Thoughts On EPURA
What is all the fuss about EPURA? It is certainly beyond my comprehension. My husband and I moved to the Estes area in 1991; we could recognize then the many improvements to the community EPURA had accomplishments, contrasted with the Estes Park we knew in visits before the Lawn Lake flood—a town whose businesses and streets had looked pretty “raunchy” and run down; and we have continued to appreciate EPURA’s successful efforts to improve our community, all with no costs to the individual tax payer. In fact the improvements have benefited the tax payers, because as properties have been improved and amenities have increased for locals and visitors, more revenue has come into our town. This in turn provides the where with all to pave our streets, clear the snow, provide our police and fire protection, etc. etc.

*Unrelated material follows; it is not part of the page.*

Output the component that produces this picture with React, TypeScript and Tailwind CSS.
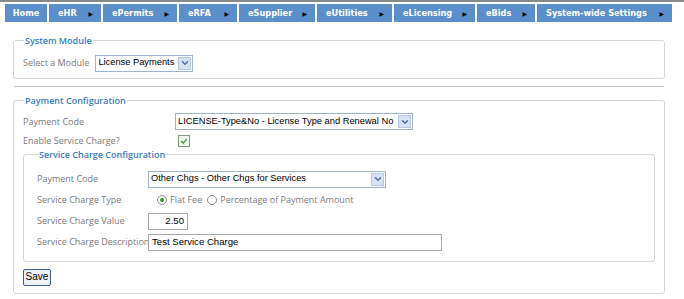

Circumstances had us away from the Estes area for four years. On our return in the Fall of 2008, we were pleased to see that EPURA’s efforts were still going on-the west end of the Riverwalk cleanup had continued, the pedestrian walk out hwy 34 bypass and 34 west extended, and the west park area around the waterwheel on W. Elkhorn improved, etc.
In some letters to the editor I have read the argument that “all these improvements would have happened anyway.” Folks, that is not human nature—it takes leadership and farsightedness to accomplish what EPURA has accomplished and can continue to accomplish. I hear some say, “We don’t want any more changes and visitors to our little town.” Folks, that is very narrow thinking.
Unless we can accomplish population control in the world (and those efforts do not look too promising as yet), there are going to be more and more people growing up who discover our beautiful mountains and mountain way of life and who will want and deserve a part of it. No one has asked me to write this letter. It comes from my own frustration over what I have read in the opinions expressed in the local newspapers.